Vítor Constâncio: Macroprudential policy in a changing financial system

Remarks by Mr Vítor Constâncio, Vice-President of the European Central Bank, at the second ECB Macroprudential Policy and Research Conference, Frankfurt am Main, 11 May 2017.

Ladies and Gentlemen,

It is a pleasure to welcome you to the second macroprudential policy and research conference of our annual series.

Macroprudential policy emerged from the crisis as a new tool to deal with systemic risk in the financial sector. Recognition that microsupervision of individual institutions was not sufficient to ensure financial stability led to the emergence of a new policy area. A new authority was needed to be accountable and responsible for monitoring and preventing the build-up of endogenous systemic risk in the financial sector.

As many other crises, the recent one had its origins in excessive leverage and excessive credit or debt creation in the financial system as a whole. This was partly due to the fast growing activities and entities outside the regulated financial sectors.

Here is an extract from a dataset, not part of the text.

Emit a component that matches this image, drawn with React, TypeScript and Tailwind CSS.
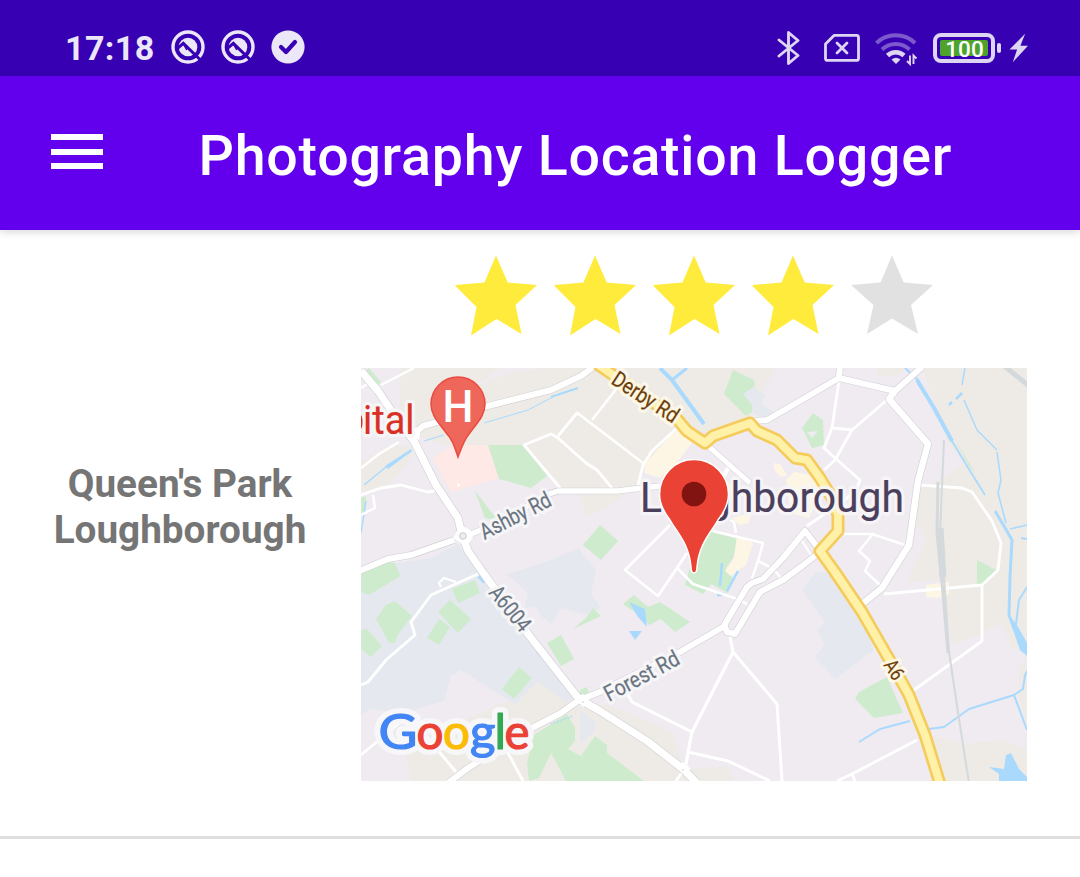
import React from "react";

type Line = { d: string; w: number };

const minorRoads: Line[] = [
  { d: "20,17 53,0", w: 2.5 },
  { d: "0,20 8,15", w: 2.5 },
  { d: "0,100 18,86 38,74", w: 2.5 },
  { d: "0,127 20,120 40,117 67,124 78,122", w: 2.8 },
  { d: "12,127 14,140 0,147", w: 2.5 },
  { d: "200,121 163,77 190,66 197,70 225,95 236,102 251,120", w: 2.8 },
  { d: "197,68 216,45 219,47 282,95", w: 2.8 },
  { d: "231,52 256,20", w: 2.5 },
  { d: "316,60 291,83 282,97 277,117", w: 2.8 },
  { d: "478,13 471,60 463,80 474,90 499,112 496,120 484,132 446,158", w: 2.8 },
  { d: "471,60 491,62 526,32", w: 2.8 },
  { d: "491,62 474,92 463,102", w: 2.8 },
  { d: "483,166 511,166 544,177", w: 2.5 },
  { d: "511,167 498,183 509,193 504,203 519,217", w: 2.5 },
  { d: "559,117 601,120 611,124 631,153 640,175 637,202 621,217 523,226", w: 2.8 },
  { d: "621,217 621,273 553,322", w: 2.8 },
  { d: "556,372 491,406 476,413", w: 2.8 },
  { d: "491,406 494,413", w: 2.8 },
  { d: "367,100 362,110", w: 4 },
  { d: "309,157 264,202 297,228 316,200 326,185", w: 2.8 },
  { d: "316,200 332,216 376,231 386,236", w: 2.8 },
  { d: "352,163 402,175 397,193 411,200", w: 2.5 },
  { d: "397,193 389,216", w: 2.5 },
  { d: "369,152 373,154 375,165", w: 2.5 },
  { d: "414,203 421,211", w: 2.5 },
  { d: "441,173 450,187", w: 2 },
  { d: "369,269 372,284 331,364 327,384 325,397", w: 3.2 },
  { d: "372,284 416,336 421,413", w: 3 },
  { d: "327,384 367,393 409,413", w: 3 },
  { d: "266,325 271,334 331,364", w: 3 },
  { d: "322,403 315,413", w: 3 },
  { d: "117,206 70,227 50,254 54,267 25,292 7,314 0,317", w: 2.8 },
  { d: "80,219 78,215 83,210 95,214", w: 2.3 },
  { d: "0,387 43,351 60,362 95,404", w: 2.8 },
  { d: "145,381 162,413", w: 2.8 },
];

const majorRoads: Line[] = [
  { d: "0,3 17,23 40,57 53,73 75,117 97,150 101,167 107,183 123,206 167,266 218,331 239,343 286,373 322,401 336,415", w: 7.4 },
  { d: "53,66 62,58 73,55 127,38 190,22 220,8 232,-1", w: 6 },
  { d: "-2,203 27,191 50,187 93,172", w: 6 },
  { d: "110,166 130,158 188,126 197,123 256,123 299,118", w: 5.5 },
  { d: "394,53 406,52 444,30 478,10 479,-2", w: 6 },
  { d: "478,10 534,23 561,-1", w: 6 },
  { d: "534,23 528,31 567,76 557,113 548,177 526,212 521,220 501,236", w: 6.5 },
  { d: "347,78 389,115", w: 5 },
  { d: "87,415 107,400 167,362 200,345 218,332 239,324 319,284 362,259 386,219 391,215 402,211 422,190 444,163 458,181", w: 6 },
  { d: "363,256 366,264 374,266 399,224 422,212 441,198 459,184", w: 6 },
];

const rivers: Line[] = [
  { d: "544,0 558,13", w: 2 },
  { d: "556,12 573,40 591,73", w: 4 },
  { d: "588,68 606,98 624,127", w: 1.8 },
  { d: "634,143 643,158 651,172 649,209 648,247 661,282 668,286", w: 3 },
  { d: "604,0 601,17", w: 1.5 },
  { d: "601,25 595,31", w: 2.5 },
  { d: "591,34 588,37", w: 2.5 },
  { d: "603,32 616,62 636,82", w: 1.4 },
  { d: "636,84 640,112 637,125 645,155", w: 1.6 },
  { d: "649,161 666,157", w: 1.6 },
  { d: "660,170 666,171", w: 2 },
  { d: "666,219 658,232 654,264", w: 2 },
  { d: "498,374 519,361 549,353", w: 2 },
  { d: "568,361 583,359 608,341 653,327 662,321 664,307 667,302", w: 2 },
  { d: "653,327 666,362", w: 2 },
  { d: "299,0 311,12 343,56", w: 4 },
  { d: "311,12 326,0", w: 3 },
  { d: "3,117 25,99 50,83", w: 1.5 },
  { d: "63,73 83,67", w: 1.2 },
  { d: "123,55 167,42 192,29", w: 1 },
  { d: "190,29 217,20", w: 2 },
  { d: "5,133 0,165", w: 1.5 },
  { d: "118,208 124,214", w: 4 },
  { d: "176,283 183,290", w: 3 },
  { d: "361,195 359,218", w: 2.5 },
  { d: "377,203 366,223", w: 2.5 },
  { d: "356,227 364,226", w: 3 },
];

const beige = [
  "40,48 90,30 110,20 150,5 180,0 415,0 402,22 395,45 345,80 318,62 283,97 276,117 245,140 225,148 217,125 200,123 165,77 120,77 85,78 60,68",
  "8,15 30,45 38,60 40,0 60,0 100,0 140,0 120,14 100,20 80,35 50,56 30,45",
  "0,95 30,77 53,80 45,98 25,118 0,124",
  "562,0 666,0 666,285 650,280 641,254 618,267 591,277 580,212 545,214 565,172 555,155 555,120 575,113 605,95 590,80 575,45",
  "515,0 545,0 535,8 518,8",
  "666,290 658,300 658,330 666,360",
  "568,367 600,376 641,372 666,382 666,413 578,413",
  "135,337 160,330 177,314 207,334 222,340 245,336 312,364 319,391 322,402 366,398 374,413 50,413 43,380 85,360 120,345",
];

const blueGray = [
  "0,215 30,196 70,190 97,176 108,192 123,210 167,270 212,330 205,334 177,314 160,330 155,337 100,302 90,308 83,333 40,345 8,341 0,348",
  "157,203 190,192 217,180 235,202 230,226 240,240 226,247 200,240 190,256 180,248 174,238 163,240 167,226 155,214 145,206",
  "455,204 477,204 501,250 513,282 474,311 454,289 464,276 456,263 464,254 441,222",
  "379,26 386,14 404,27 400,35 413,45 400,50 380,34",
  "219,343 235,354 233,364 219,376",
];

const parks = [
  "127,77 163,77 186,108 170,120 138,111",
  "114,123 132,146 137,153 124,150",
  "8,0 20,14 16,18 5,2",
  "372,2 393,12 394,18 382,26 391,37 391,44 385,48 363,26",
  "441,60 452,45 462,52 463,77 451,80",
  "239,157 257,173 240,192 222,177",
  "0,200 20,193 34,195 39,208 33,212 8,227 0,224",
  "15,251 25,237 34,233 51,248 36,268 34,275 28,275",
  "0,262 6,261 21,278 10,289 0,281",
  "91,221 114,212 119,225 97,235",
  "77,244 89,232 110,251 97,265",
  "78,251 89,259 78,277 66,270",
  "141,321 158,299 171,310 153,331",
  "186,275 200,267 213,291 200,298",
  "212,261 240,248 232,240 225,250",
  "262,236 273,227 287,239 299,234 329,254 314,264 300,251 288,257 282,250",
  "335,160 377,171 372,190 365,200 372,211 367,225 350,216 342,226 324,217 332,188",
  "494,331 498,324 526,309 537,334 542,345 513,350",
  "616,192 637,203 620,217 616,219",
  "595,74 615,106 608,98",
  "219,322 226,319 228,326 219,328",
  "173,367 206,346 214,360 214,373 207,381 220,388 234,368 246,377 246,385 283,413 205,413 190,385 178,410 168,413 166,395",
  "0,130 5,128 4,144 0,146",
];

const cream = [
  "316,60 331,75 315,96 299,110 284,105 283,97 298,80",
  "413,95 419,96 426,107 420,109 413,102",
  "376,167 392,175 385,197 370,208 364,203 373,190",
  "425,112 433,104 455,108 460,125 448,150 430,145",
  "565,217 588,214 588,226 576,230 565,229",
  "352,97 375,123 369,130 345,111",
  "371,150 390,145 388,155 378,157",
];

function StatusCircle() {
  return (
    <svg className="size-[34px]" viewBox="0 0 34 34" fill="none">
      <circle cx="17" cy="17" r="15" stroke="#ece7f8" strokeWidth="3.400" />
      <circle cx="17" cy="17" r="9.300" fill="#ece7f8" />
      <path d="M6.500 18.300 12.300 13.300 29 29.500" stroke="#3700b3" strokeWidth="3" />
      <path d="m12.300 13.300 3.500 6.500" stroke="#3700b3" strokeWidth="1.600" />
    </svg>
  );
}

function StatusBar() {
  return (
    <div className="flex h-[76px] items-start bg-[#3700b3] text-[#ece7f8]">
      <div className="ml-[65px] mt-[28px] w-[106px] whitespace-nowrap text-[34px] leading-[40px] font-bold tracking-[0.4px]">17:18</div>
      <div className="mt-[30px] flex gap-4">
        <StatusCircle />
        <StatusCircle />
        <svg className="size-[34px]" viewBox="0 0 34 34" fill="none">
          <circle cx="17" cy="17" r="16.600" fill="#ece7f8" />
          <path d="m10 17 5 5 9-10" stroke="#3700b3" strokeWidth="4.200" strokeLinecap="round" strokeLinejoin="round" />
        </svg>
      </div>
      <div className="ml-auto mr-[52px] mt-[30px] flex h-9 items-center text-[#ded5f3]">
        <svg className="h-9 w-6" viewBox="0 0 24 36" fill="none" stroke="currentColor" strokeWidth="2.900" strokeLinejoin="round" strokeLinecap="round">
          <path d="m2 10 19 15.500-9.500 8V2.500l9.500 8L2 26" />
        </svg>
        <svg className="ml-[23px] h-7 w-9" viewBox="0 0 36 28" fill="none" stroke="currentColor" strokeWidth="2.800" strokeLinecap="round">
          <path d="M10 1.400h22.500q2 0 2 2v21q0 2-2 2h-29q-2 0-2-2V10z" strokeLinejoin="round" />
          <path d="m13 9 10 10m0-10L13 19" />
        </svg>
        <svg className="ml-[14px] h-[36px] w-[44px]" viewBox="0 0 44 36" fill="none" stroke="currentColor" strokeWidth="4">
          <g opacity=".42">
            <path d="M2.500 13a28 28 0 0 1 38.500 0" />
            <path d="M8 19.500a20 20 0 0 1 27.500 0" />
          </g>
          <path d="M13.500 25.500a12 12 0 0 1 16.500 0" strokeWidth="4.500" />
          <path d="M17.500 29.500q4.500-3.500 9 0l-4.500 4.500z" fill="currentColor" stroke="none" />
          <path d="M36 25.500v8.500l-3-3M39.500 34v-8.500l3 3" strokeWidth="1.900" />
        </svg>
        <div className="ml-[15px] flex h-[30px] w-[62px] rounded-[8px] border-4 border-current p-[3px]">
          <div className="flex w-full items-center justify-center rounded-[2px] bg-[#4da32c] pl-px pt-[2px] text-[22.5px] leading-none font-medium text-white">100</div>
        </div>
        <div className="ml-[2px] h-[10px] w-1 rounded-full bg-current" />
        <svg className="ml-[8px] h-[30px] w-[19px]" viewBox="0 0 20 30" fill="currentColor">
          <path d="M17 0 .5 16.500h8L4 30 20 12.500h-8z" />
        </svg>
      </div>
    </div>
  );
}

function AppBar() {
  return (
    <header className="flex h-[154px] items-start bg-[#6200ee] shadow-[0_2px_8px_rgba(0,0,0,0.16)]">
      <div className="ml-[51px] mt-[58px] flex w-[52px] flex-col gap-[8.5px]">
        <div className="h-[6px] bg-white" />
        <div className="h-[6px] bg-white" />
        <div className="h-[6px] bg-white" />
      </div>
      <h1 className="ml-[95.5px] mt-[49px] whitespace-nowrap text-[55.5px] leading-[64px] font-medium tracking-[0.76px] text-white">
        Photography Location Logger
      </h1>
    </header>
  );
}

function Star({ filled }: { filled: boolean }) {
  return (
    <svg className="h-[82px] w-[99px]" viewBox="0 0 99 82" fill={filled ? "#ffeb3b" : "#e1e1e1"}>
      <path
        d={
          filled
            ? "M49 .5 60.700 27.500 90 30 68.500 50 74.500 79 49.500 64 24 80.500 29.500 52 8.500 31v-1L37.500 27.500z"
            : "M49 .5 60.700 27.500 90 30 68 50 75 79 49 63.500 24 79 30.500 50 8 30 37.500 27.500z"
        }
      />
    </svg>
  );
}

function Lines({ items, stroke, extra = 0 }: { items: Line[]; stroke: string; extra?: number }) {
  return (
    <g fill="none" stroke={stroke} strokeLinejoin="round">
      {items.map((l) => (
        <polyline key={l.d} points={l.d} strokeWidth={l.w + extra} />
      ))}
    </g>
  );
}

function Areas({ items, fill }: { items: string[]; fill: string }) {
  return (
    <g fill={fill}>
      {items.map((p) => (
        <polygon key={p} points={p} />
      ))}
    </g>
  );
}

const a6 =
  "236,-4 316,51 326,63 344,75 352,68 389,55 396,63 416,72 434,90 446,92 459,110 471,130 477,147 477,163 459,183 474,204 501,244 528,291 548,327 564,367 579,416";

type Label = {
  text: string;
  at: string;
  width: number;
  size: number;
  fill: string;
  halo: string;
};

const labels: Label[] = [
  { text: "Ashby Rd", at: "translate(123.5 172) rotate(-27)", width: 77, size: 22.5, fill: "#6a7480", halo: "#f7f7f9" },
  { text: "Forest Rd", at: "translate(248 334) rotate(-28)", width: 82, size: 22.5, fill: "#6a7480", halo: "#f7f7f9" },
  { text: "A6004", at: "translate(127 225) rotate(51)", width: 52, size: 22, fill: "#6a7480", halo: "#f7f7f9" },
  { text: "Derby Rd", at: "translate(249 15) rotate(33)", width: 75, size: 22, fill: "#6c3e0c", halo: "#fffaea" },
  { text: "A6", at: "translate(522 297) rotate(57)", width: 20, size: 20, fill: "#6c3e0c", halo: "#fffaea" },
  { text: "Loughborough", at: "translate(279 144)", width: 264, size: 43, fill: "#4b3f5d", halo: "#f7f6f8" },
  { text: "ital", at: "translate(2 65.500)", width: 51.5, size: 40, fill: "#d93025", halo: "#f7f6f8" },
];

type Letter = { ch: string; x: number; w: number; color: string };

const logo: Letter[] = [
  { ch: "G", x: 17.5, w: 39, color: "#4285f4" },
  { ch: "o", x: 55.5, w: 27, color: "#ea4335" },
  { ch: "o", x: 82, w: 27, color: "#fbbc05" },
  { ch: "g", x: 109, w: 25.5, color: "#4285f4" },
  { ch: "l", x: 133.5, w: 11.5, color: "#34a853" },
  { ch: "e", x: 143.5, w: 25, color: "#ea4335" },
];

function MapView() {
  return (
    <svg className="h-[413px] w-[666px] font-[Roboto,sans-serif]" viewBox="0 0 666 413">
      <rect width="666" height="413" fill="#efebf0" />
      <Areas items={beige} fill="#eeebe6" />
      <Areas items={blueGray} fill="#e5e9ef" />
      <polygon points="72,90 92,77 127,77 138,110 90,124" fill="#ffe9e6" />
      <Areas items={parks} fill="#ceebce" />
      <Areas items={cream} fill="#fef6e4" />
      <polygon points="446,64 457,63 451,70" fill="#efebf0" />
      <Lines items={rivers} stroke="#a9dafe" />
      <g fill="#a9dafe">
        <polygon points="24,98 50,81 51,83 27,101" />
        <polygon points="268,234 284,241 286,259 277,249" />
        <polygon points="268,263 281,263 274,272" />
        <polygon points="628,399 643,401 645,387 650,385 658,401 666,409 666,413 638,413 638,406" />
        <polygon points="648,247 656,257 666,275 666,288 659,282" />
      </g>
      <path d="M190 356l22-8" stroke="#a9dafe" strokeWidth="1.500" strokeDasharray="1.500 1.500" />
      <Lines items={minorRoads} stroke="#ffffff" />
      <g fill="none" stroke="#d4d9db">
        <polyline points="583,72 579,165 583,209 588,284 598,351 608,415" strokeWidth="2" />
        <polyline points="577,114 576,165 582,225 587,285" strokeWidth="3" />
        <polyline points="579,160 582,209" strokeWidth="7" />
        <polyline points="642,-3 668,18" strokeWidth="5" />
      </g>
      <Lines items={majorRoads} stroke="#d0d0d5" extra={1.2} />
      <Lines items={majorRoads} stroke="#ffffff" />
      <path d="M51 60 60 59 58 72 50 68zM92 170l8-13 14 8-8 14zM214 330l8-4 7 7-7 6zM314 397l8-3 8 7-7 5z" fill="white" />
      <circle cx="102" cy="168" r="7" fill="white" />
      <circle cx="102" cy="168" r="3.300" fill="#efebf0" stroke="#c8c8ce" />
      <circle cx="222" cy="334" r=".8" fill="#c8c8ce" />
      <circle cx="322" cy="402" r=".8" fill="#c8c8ce" />
      <circle cx="97.500" cy="117" r="1.500" fill="white" />
      <g fill="none" strokeLinejoin="round">
        <polyline points={a6} stroke="#f5cb5c" strokeWidth="13" />
        <polyline points={a6} stroke="#fff1a8" strokeWidth="7.800" />
      </g>

      {labels.map((l) => (
        <g key={l.text} transform={l.at} fontSize={l.size}>
          <text aria-hidden="true" textLength={l.width} lengthAdjust="spacingAndGlyphs" fill={l.halo} stroke={l.halo} strokeWidth="7" strokeLinejoin="round" opacity=".88">{l.text}</text>
          <text textLength={l.width} lengthAdjust="spacingAndGlyphs" fill={l.fill} stroke={l.fill} strokeWidth=".2">{l.text}</text>
        </g>
      ))}
      <path d="M0 47q1.500 2 1.500 7t-1.500 7z" fill="#d93025" />

      <path d="M97 89C93 77 91 71 86 66C78 55 70 48 70 36a27 27 0 0 1 54 0C124 48 116 55 108 66C103 72 101 78 97 89z" fill="#ef665b" stroke="#e94b3f" strokeWidth="1.500" />
      <text x="97" y="54" textAnchor="middle" fontSize="45" fontWeight="500" textLength="31" lengthAdjust="spacingAndGlyphs" fill="white">H</text>

      <path d="M333 205q-3 0-3-6C328 176 317 166 309 152C302 143 298.500 134 298.500 126a34.500 34.500 0 0 1 69 0C367.500 134 364 143 357 152C349 166 338 176 336 199q0 6-3 6z" fill="#ea4335" stroke="white" strokeWidth="1.500" />
      <circle cx="333" cy="126" r="12.300" fill="#811411" />

      <g className="font-[Lato,sans-serif]" fontSize="48" strokeLinejoin="round">
        {logo.map((l) => (
          <text key={"halo" + l.x} aria-hidden="true" x={l.x} y="381" textLength={l.w} lengthAdjust="spacingAndGlyphs" fill="#f7f6f8" stroke="#f7f6f8" strokeWidth="12">{l.ch}</text>
        ))}
        {logo.map((l) => (
          <text key={l.x} x={l.x} y="381" textLength={l.w} lengthAdjust="spacingAndGlyphs" fill={l.color} stroke={l.color} strokeWidth="1.200">{l.ch}</text>
        ))}
      </g>
    </svg>
  );
}

export default function App() {
  return (
    <div className="flex h-[877px] w-[1080px] flex-col overflow-hidden bg-white font-[Roboto,sans-serif]">
      <StatusBar />
      <AppBar />
      <main className="flex h-[609px] border-b-[3px] border-[#dfdfdf]">
        <div className="flex w-[361px] items-center justify-center pb-[52px] pr-px text-center text-[38.7px] leading-[46px] font-bold text-[#757575]">
          <p>
            Queen's Park
            <br />
            Loughborough
          </p>
        </div>
        <div className="flex w-[666px] flex-col pt-[25px]">
          <div className="mb-[31px] flex pl-[86px]">
            {[1, 2, 3, 4, 5].map((n) => (
              <Star key={n} filled={n <= 4} />
            ))}
          </div>
          <MapView />
        </div>
      </main>
    </div>
  );
}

These excessive imbalances were not considered a risk by the economic thinking of the time. The efficient market hypothesis dominated, conflating allocative efficiency with information processing efficiency. In the prevalent macro models, the financial sector was absent, considered to have a remote effect on the real economic activity. In these model frameworks, macroeconomic fluctuations resulted mostly from technological or productivity shocks or from monetary policy unexpected measures. The economy was supposed to be mostly self-correcting and move quickly towards its steady state. No defaults of any agent were possible. Thus, excessive debt could not be a problem. As many wrote, for any debtor there was a creditor and so debt was a non-event at the macro level. This ignored the fact that banks create money by extending credit ex nihilo within the limits of their capital ratio. A loan, with its inherent risk, creates a deposit which is money. In fact, not all deposits originate from previous savings that the system only intermediates.